The main purpose of the NA62 experiment at the CERN - SPS is to measure the branching ratio of the(ultra) rare decay $K^+ \rightarrow \pi^+ \nu \bar{\nu}$ with a precision of 10 % in order to verify the predictive power of the Standard Model. The expected branching ratio has been theoretically estimated to be of the order of $10^{-10}$ thus requiring a high intensity kaon beam.
The intense flux of particles requires a high-performance trigger and data acquisition system.

In particular, the lowest level (L0) trigger processor represents a crucial component in reducing the event rate. The incoming data rate is estimated to be ∼ 10 MHz for most of the sub-detectors which will form the trigger, and after a first selection it should be reduced of a factor 10. The maximum latency admitted to take the decision at the level of L0 trigger is 1 ms.

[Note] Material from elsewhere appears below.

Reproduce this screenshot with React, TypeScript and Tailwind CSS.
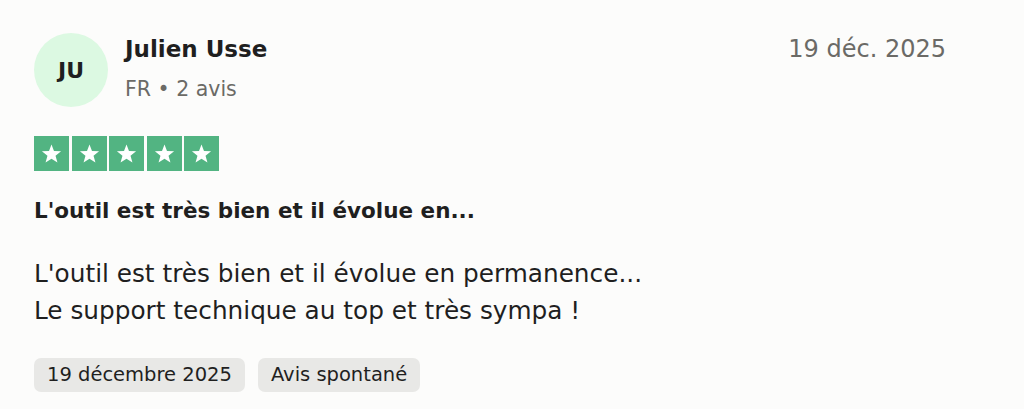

NA62 adopts an innovative architecture to construct the L0-trigger. In fact, trigger information, namely time, topology, and physical quantities, are digitised by each sub-detector and then delivered to the trigger processor. Data are sent via Gigabit ethernet using the UDP protocol to an off-the-shelf development commercial board on which is mounted an FPGA module to acquire the information of the detector signals, and to route selected triggers to the Timing Trigger and Control (TTC) system of the experiment.

For the realisation of the trigger selection two different approaches were developed and will be presented and compared.

A first project is fully based on the FPGA, and the whole logic for data selection is hardware programmed, while the second one joins a commodity PC to the same tool.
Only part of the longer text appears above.